Count lines with "that" in them. Report only the total.

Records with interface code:
(begin)

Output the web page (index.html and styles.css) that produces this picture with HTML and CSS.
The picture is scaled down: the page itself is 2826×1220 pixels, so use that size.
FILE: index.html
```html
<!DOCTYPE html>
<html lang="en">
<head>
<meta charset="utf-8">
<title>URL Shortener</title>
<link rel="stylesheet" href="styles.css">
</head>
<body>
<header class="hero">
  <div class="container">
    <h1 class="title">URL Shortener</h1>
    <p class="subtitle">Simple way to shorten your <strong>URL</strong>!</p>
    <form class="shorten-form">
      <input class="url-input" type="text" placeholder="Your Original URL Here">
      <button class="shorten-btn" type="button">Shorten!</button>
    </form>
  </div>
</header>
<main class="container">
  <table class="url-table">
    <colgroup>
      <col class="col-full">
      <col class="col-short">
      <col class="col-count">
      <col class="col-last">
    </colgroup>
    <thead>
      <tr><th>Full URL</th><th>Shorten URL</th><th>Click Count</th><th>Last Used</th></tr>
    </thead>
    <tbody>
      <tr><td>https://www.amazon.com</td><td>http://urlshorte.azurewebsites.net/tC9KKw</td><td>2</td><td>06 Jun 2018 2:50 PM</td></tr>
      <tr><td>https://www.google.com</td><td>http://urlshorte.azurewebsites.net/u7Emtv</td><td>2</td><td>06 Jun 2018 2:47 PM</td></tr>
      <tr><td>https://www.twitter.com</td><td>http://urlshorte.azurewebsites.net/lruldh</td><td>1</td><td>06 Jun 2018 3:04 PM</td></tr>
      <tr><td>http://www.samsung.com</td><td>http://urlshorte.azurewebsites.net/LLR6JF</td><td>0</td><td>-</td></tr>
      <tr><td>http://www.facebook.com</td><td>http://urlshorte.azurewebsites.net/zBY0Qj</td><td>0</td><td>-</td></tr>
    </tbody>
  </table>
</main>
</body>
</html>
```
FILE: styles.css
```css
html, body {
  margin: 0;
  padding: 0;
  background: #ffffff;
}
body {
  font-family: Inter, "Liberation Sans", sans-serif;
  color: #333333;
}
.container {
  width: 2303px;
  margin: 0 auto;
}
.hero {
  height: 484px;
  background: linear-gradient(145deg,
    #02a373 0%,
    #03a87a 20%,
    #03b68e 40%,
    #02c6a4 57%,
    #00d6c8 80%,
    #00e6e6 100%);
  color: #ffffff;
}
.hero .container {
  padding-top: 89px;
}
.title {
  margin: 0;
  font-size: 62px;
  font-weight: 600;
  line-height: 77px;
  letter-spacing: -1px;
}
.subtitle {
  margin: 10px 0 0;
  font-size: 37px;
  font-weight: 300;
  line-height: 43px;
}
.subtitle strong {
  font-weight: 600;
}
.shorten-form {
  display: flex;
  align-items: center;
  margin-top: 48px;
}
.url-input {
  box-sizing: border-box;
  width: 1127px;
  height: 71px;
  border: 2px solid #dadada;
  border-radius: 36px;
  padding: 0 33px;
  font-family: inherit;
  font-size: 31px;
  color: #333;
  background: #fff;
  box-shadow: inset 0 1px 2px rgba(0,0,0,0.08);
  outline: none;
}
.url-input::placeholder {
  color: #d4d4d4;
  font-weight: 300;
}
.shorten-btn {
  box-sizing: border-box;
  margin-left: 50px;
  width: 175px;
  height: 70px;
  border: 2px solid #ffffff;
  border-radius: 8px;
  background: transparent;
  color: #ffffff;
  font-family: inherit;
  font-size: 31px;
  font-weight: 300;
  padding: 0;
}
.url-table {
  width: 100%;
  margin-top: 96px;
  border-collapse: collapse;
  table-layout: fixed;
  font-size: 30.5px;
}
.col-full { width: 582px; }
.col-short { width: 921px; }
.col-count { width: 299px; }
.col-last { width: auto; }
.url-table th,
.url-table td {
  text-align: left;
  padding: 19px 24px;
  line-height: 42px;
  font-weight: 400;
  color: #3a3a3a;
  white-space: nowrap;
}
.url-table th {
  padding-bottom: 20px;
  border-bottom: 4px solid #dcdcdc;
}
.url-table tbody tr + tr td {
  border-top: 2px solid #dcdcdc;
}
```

(end)
(begin)

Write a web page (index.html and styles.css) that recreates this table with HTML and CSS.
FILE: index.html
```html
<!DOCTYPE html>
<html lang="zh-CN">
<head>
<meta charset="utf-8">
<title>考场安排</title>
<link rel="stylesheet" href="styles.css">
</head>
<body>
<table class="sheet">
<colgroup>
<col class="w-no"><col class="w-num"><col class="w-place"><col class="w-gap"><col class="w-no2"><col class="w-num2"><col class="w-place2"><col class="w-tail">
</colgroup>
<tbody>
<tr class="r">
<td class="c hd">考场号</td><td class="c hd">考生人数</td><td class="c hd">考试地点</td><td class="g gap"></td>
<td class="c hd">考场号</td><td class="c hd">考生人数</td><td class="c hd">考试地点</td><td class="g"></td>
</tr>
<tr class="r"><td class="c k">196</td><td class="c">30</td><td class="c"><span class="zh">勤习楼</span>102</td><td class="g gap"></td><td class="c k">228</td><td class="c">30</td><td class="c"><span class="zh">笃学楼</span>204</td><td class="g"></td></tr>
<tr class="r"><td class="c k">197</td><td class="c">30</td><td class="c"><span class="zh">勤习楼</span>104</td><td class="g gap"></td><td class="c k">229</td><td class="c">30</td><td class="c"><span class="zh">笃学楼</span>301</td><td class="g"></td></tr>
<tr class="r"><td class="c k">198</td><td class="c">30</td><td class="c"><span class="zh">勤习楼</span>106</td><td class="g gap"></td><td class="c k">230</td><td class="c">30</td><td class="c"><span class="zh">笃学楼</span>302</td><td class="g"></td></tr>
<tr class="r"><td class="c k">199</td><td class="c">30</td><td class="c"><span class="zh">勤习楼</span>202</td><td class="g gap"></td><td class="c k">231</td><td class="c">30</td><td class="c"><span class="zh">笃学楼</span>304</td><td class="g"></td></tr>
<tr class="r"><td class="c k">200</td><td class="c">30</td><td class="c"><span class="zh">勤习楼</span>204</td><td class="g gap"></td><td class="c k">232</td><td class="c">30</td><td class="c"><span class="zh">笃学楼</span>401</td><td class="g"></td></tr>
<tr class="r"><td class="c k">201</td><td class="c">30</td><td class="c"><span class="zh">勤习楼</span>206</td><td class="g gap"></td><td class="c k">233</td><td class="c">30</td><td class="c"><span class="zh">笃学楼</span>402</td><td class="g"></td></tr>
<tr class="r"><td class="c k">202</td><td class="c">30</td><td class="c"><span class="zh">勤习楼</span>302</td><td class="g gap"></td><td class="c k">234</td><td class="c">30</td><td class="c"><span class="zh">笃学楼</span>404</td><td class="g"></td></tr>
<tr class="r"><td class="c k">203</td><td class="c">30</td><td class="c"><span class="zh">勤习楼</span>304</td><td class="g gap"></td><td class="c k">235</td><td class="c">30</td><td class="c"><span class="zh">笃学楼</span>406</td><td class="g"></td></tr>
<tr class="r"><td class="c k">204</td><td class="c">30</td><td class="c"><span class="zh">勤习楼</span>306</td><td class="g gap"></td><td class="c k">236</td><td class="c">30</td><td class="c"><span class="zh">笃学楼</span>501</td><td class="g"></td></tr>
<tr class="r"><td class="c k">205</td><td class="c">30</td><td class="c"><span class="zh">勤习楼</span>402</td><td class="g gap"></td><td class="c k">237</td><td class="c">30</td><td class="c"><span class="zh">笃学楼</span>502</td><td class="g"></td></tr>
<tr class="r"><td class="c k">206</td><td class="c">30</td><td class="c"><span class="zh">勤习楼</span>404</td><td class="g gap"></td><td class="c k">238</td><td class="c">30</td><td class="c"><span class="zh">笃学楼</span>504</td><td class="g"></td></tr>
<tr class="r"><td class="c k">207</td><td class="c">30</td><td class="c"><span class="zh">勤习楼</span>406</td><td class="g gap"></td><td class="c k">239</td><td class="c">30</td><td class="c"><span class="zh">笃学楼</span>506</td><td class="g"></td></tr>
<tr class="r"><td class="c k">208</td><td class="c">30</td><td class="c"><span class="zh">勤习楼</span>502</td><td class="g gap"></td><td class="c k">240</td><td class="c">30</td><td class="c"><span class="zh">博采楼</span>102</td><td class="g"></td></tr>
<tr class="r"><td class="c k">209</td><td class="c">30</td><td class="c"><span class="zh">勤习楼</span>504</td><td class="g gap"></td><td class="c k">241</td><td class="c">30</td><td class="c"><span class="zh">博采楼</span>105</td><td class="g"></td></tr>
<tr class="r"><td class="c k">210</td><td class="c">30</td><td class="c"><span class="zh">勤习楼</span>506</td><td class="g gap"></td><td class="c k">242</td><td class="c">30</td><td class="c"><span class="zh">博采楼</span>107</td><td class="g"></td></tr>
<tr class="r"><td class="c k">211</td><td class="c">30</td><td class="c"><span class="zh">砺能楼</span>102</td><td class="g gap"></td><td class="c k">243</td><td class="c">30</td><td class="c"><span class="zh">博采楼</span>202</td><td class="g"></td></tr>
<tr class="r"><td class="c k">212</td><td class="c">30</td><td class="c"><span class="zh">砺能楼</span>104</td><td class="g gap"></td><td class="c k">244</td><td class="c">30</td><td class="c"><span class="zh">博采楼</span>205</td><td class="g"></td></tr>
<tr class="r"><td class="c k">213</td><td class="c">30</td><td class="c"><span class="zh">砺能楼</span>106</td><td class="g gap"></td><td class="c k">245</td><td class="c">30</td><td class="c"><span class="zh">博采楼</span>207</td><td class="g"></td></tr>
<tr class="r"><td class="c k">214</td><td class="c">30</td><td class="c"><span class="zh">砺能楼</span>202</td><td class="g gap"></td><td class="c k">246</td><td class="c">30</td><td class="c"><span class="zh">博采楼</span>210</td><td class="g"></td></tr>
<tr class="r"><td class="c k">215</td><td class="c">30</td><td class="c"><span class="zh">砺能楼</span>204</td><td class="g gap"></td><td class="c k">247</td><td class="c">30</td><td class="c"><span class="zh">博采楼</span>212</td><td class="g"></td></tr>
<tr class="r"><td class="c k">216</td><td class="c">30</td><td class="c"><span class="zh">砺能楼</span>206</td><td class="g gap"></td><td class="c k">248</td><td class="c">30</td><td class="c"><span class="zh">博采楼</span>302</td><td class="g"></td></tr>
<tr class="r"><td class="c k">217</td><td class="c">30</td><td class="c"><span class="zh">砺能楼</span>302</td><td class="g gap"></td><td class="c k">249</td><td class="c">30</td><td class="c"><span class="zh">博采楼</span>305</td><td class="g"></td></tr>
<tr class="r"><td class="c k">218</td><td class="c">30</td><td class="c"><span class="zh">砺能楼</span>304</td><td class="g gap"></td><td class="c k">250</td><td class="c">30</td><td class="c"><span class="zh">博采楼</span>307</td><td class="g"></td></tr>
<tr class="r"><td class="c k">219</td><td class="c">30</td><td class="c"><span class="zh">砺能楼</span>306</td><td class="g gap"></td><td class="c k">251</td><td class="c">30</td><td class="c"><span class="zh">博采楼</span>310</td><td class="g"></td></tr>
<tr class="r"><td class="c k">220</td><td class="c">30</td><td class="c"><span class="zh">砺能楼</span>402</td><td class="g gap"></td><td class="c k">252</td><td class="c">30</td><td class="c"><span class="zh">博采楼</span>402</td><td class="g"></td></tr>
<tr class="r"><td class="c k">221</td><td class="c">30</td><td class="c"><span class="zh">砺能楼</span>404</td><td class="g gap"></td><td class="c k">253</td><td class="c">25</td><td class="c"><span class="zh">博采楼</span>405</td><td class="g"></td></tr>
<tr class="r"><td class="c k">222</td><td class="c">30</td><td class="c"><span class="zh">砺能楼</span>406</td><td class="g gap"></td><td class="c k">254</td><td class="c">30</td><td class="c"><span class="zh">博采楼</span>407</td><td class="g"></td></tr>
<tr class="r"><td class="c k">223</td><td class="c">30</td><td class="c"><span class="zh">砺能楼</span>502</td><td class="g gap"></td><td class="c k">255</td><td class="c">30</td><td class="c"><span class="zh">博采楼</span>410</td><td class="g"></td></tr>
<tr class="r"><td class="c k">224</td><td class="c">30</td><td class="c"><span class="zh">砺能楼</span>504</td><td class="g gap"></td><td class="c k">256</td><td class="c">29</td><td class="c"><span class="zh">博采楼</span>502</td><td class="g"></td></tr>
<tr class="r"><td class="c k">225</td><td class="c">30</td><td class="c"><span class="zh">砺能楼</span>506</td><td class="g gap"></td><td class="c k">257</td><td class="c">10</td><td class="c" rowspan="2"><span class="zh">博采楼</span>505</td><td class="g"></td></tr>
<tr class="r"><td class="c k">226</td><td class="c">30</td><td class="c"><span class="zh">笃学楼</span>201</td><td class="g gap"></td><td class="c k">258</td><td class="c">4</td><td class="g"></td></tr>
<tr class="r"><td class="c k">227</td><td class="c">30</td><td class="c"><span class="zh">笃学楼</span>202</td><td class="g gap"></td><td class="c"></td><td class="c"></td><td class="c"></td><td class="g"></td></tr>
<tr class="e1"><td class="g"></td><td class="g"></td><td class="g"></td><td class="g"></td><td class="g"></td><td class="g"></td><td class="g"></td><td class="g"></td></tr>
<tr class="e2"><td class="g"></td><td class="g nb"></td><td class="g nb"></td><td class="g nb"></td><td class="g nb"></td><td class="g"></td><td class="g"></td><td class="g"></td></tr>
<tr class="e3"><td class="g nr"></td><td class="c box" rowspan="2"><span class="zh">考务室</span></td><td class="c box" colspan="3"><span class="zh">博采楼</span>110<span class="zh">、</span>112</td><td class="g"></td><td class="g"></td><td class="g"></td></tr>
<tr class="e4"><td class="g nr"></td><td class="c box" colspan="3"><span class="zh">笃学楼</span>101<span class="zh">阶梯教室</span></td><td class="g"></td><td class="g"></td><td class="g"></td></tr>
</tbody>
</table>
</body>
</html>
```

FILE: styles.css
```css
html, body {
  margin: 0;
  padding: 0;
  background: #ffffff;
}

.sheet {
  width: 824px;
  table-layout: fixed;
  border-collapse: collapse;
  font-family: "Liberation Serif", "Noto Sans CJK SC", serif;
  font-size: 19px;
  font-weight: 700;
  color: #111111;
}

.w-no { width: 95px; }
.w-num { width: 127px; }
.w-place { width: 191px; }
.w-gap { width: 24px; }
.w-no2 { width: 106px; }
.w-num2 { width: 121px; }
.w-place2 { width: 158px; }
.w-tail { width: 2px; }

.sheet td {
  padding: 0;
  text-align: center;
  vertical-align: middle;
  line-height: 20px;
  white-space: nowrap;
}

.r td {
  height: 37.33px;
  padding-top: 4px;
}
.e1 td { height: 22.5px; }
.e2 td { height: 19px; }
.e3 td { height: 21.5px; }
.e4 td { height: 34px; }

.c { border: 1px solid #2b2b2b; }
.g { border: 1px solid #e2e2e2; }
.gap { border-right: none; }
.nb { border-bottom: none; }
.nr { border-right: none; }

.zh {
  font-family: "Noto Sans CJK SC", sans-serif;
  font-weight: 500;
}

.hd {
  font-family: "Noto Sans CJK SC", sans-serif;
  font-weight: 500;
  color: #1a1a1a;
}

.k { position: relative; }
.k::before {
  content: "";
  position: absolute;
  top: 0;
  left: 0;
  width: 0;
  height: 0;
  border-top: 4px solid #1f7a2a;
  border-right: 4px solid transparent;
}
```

(end)

• [Expected answer]:
3